### Directive
Within the material below, find each line bearing the word "React" and present it.

### Data listing
^^^^^^^^^^^^^^^^
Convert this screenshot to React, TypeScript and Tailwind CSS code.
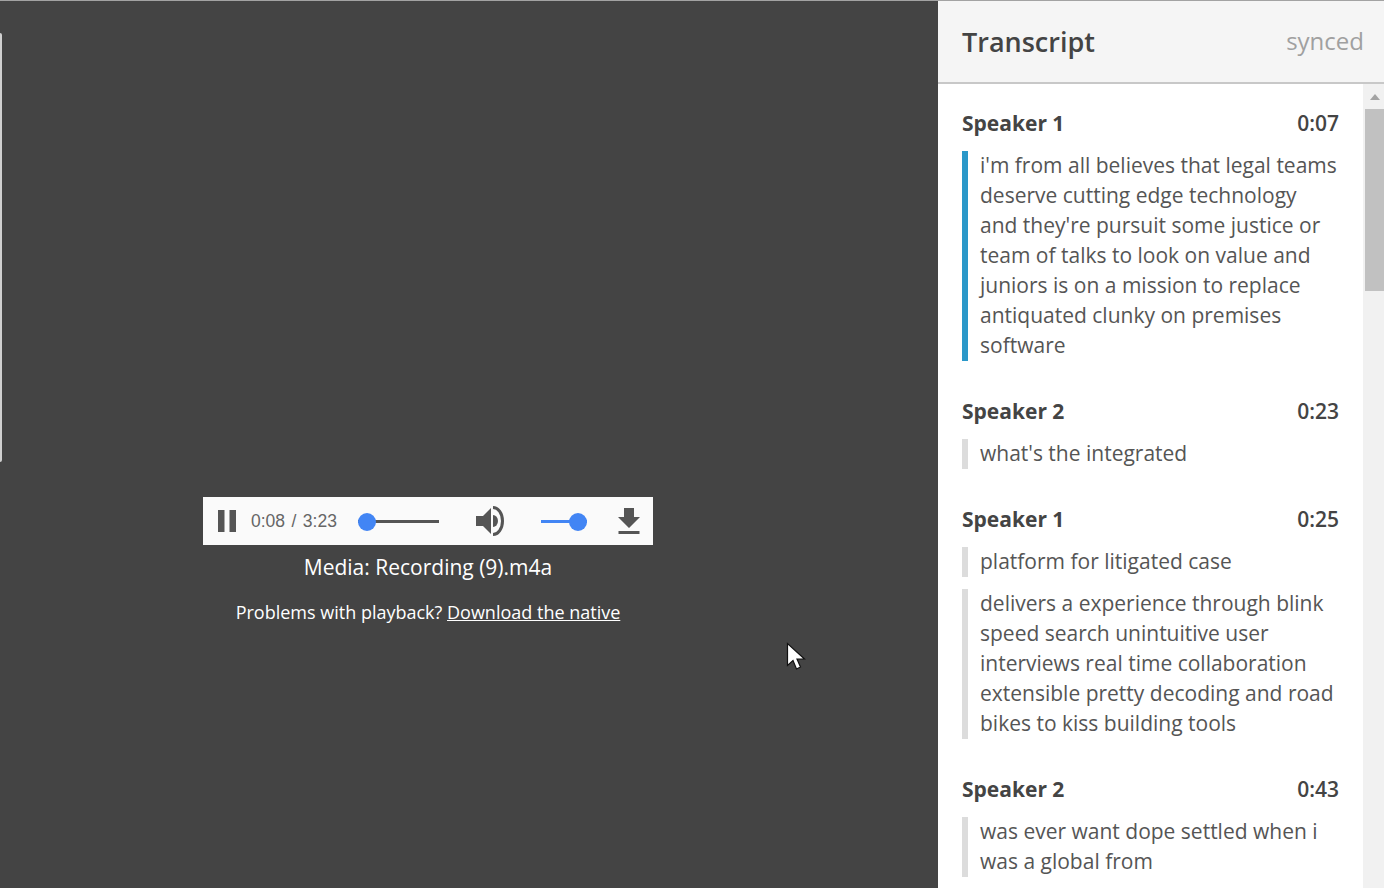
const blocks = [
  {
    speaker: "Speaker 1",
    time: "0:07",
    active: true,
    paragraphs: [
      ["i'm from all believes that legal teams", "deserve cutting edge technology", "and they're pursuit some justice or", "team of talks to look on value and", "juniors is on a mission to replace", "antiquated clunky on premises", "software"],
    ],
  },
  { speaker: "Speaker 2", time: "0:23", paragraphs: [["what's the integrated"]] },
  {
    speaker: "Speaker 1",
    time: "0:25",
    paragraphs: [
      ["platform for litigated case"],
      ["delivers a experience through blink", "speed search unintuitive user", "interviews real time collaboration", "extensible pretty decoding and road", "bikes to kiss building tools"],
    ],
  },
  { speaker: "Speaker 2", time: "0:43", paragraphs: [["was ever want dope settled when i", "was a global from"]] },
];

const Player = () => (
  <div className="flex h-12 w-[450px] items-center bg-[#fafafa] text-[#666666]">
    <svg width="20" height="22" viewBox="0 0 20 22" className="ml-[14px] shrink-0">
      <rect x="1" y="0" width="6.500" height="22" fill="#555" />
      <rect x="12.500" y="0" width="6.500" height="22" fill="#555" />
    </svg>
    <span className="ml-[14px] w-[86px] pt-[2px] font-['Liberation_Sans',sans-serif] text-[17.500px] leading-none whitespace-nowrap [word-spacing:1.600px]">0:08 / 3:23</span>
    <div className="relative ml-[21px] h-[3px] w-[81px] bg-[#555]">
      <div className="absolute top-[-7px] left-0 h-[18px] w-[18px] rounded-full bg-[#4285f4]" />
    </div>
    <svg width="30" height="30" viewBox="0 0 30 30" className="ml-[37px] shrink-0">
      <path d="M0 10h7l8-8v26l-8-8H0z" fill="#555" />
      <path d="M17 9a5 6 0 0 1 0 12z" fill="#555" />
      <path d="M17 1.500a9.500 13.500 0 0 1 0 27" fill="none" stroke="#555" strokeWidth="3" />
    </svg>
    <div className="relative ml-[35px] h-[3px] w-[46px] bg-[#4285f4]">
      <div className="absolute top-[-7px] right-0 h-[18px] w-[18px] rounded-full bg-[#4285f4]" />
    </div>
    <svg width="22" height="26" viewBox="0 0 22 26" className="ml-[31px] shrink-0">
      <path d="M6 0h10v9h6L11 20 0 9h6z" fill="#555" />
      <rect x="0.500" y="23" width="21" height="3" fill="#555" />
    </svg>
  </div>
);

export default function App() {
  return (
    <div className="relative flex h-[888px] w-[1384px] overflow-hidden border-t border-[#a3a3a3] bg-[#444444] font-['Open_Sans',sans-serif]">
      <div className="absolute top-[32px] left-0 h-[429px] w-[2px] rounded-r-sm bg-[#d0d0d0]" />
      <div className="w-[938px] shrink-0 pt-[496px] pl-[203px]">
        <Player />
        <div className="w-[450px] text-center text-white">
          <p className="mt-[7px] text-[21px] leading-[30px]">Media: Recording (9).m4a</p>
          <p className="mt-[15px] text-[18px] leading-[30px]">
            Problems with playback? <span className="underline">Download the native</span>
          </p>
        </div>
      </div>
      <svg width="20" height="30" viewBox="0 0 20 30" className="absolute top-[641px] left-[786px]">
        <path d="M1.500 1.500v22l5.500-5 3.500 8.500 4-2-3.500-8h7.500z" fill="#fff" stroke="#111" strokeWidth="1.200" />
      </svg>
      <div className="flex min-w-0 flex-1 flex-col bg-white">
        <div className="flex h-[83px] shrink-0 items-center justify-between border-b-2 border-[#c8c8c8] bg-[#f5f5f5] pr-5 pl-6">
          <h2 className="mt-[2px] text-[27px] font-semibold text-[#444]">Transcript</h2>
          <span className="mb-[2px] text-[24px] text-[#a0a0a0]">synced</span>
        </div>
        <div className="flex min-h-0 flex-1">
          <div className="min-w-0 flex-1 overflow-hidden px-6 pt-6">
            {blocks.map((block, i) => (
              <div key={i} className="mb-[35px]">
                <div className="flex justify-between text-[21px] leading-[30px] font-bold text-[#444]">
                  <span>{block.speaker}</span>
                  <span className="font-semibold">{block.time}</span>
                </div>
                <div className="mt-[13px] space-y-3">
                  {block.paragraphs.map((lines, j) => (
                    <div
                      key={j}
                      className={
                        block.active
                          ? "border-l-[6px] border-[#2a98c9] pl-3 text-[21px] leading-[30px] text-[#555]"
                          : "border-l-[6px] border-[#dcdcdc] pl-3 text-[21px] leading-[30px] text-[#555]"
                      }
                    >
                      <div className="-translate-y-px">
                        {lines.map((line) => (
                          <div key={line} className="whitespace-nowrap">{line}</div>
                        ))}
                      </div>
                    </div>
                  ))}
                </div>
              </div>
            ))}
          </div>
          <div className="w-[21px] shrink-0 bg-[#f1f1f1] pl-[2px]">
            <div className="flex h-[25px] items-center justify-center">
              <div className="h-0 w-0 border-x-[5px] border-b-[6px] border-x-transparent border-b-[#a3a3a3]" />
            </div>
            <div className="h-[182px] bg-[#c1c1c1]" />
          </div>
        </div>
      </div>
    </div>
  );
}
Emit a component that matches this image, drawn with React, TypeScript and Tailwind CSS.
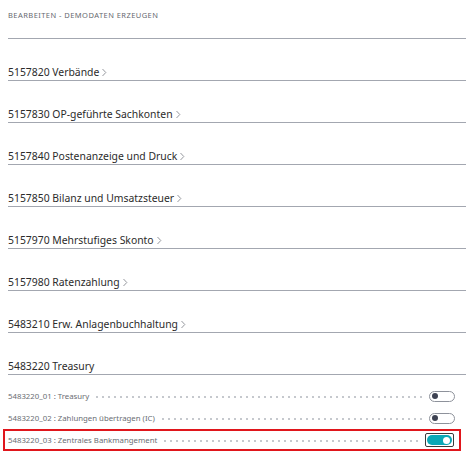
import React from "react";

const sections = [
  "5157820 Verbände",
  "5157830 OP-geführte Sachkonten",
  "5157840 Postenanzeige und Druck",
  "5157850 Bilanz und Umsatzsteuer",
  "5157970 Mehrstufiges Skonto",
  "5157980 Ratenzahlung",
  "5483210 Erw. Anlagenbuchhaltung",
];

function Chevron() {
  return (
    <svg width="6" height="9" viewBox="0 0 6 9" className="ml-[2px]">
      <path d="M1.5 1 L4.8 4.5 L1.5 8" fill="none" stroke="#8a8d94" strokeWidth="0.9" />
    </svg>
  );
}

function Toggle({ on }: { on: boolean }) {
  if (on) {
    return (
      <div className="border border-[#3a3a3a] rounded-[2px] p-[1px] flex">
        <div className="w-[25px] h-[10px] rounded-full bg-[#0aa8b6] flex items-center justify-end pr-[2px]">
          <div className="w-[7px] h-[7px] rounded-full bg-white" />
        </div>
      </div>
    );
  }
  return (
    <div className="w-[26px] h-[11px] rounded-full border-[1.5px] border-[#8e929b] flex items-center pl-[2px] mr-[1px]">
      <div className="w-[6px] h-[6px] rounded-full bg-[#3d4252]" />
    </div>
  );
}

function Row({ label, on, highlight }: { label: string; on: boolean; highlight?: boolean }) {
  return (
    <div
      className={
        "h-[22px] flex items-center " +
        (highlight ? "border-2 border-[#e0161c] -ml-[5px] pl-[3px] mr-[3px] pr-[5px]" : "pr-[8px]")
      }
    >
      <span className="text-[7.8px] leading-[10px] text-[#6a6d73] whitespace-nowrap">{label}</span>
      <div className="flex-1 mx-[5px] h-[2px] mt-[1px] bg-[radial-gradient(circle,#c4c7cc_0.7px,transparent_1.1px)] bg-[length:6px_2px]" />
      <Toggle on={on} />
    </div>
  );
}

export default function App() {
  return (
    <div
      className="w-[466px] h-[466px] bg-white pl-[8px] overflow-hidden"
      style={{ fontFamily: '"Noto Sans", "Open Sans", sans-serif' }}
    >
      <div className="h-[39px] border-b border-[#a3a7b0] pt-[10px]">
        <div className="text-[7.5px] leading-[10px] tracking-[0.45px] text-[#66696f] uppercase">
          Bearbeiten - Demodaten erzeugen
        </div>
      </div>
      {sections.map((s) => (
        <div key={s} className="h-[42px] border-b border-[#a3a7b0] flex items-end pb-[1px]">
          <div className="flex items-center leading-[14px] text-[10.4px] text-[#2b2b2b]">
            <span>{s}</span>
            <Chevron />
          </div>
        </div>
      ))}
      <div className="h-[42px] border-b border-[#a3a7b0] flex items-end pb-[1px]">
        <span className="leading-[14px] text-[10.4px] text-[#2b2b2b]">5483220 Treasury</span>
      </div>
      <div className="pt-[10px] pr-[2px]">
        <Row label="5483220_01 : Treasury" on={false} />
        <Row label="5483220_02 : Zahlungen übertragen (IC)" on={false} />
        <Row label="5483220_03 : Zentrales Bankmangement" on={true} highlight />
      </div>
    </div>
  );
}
^^^^^^^^^^^^^^^^
### Answer to this task
Convert this screenshot to React, TypeScript and Tailwind CSS code.
Emit a component that matches this image, drawn with React, TypeScript and Tailwind CSS.
import React from "react";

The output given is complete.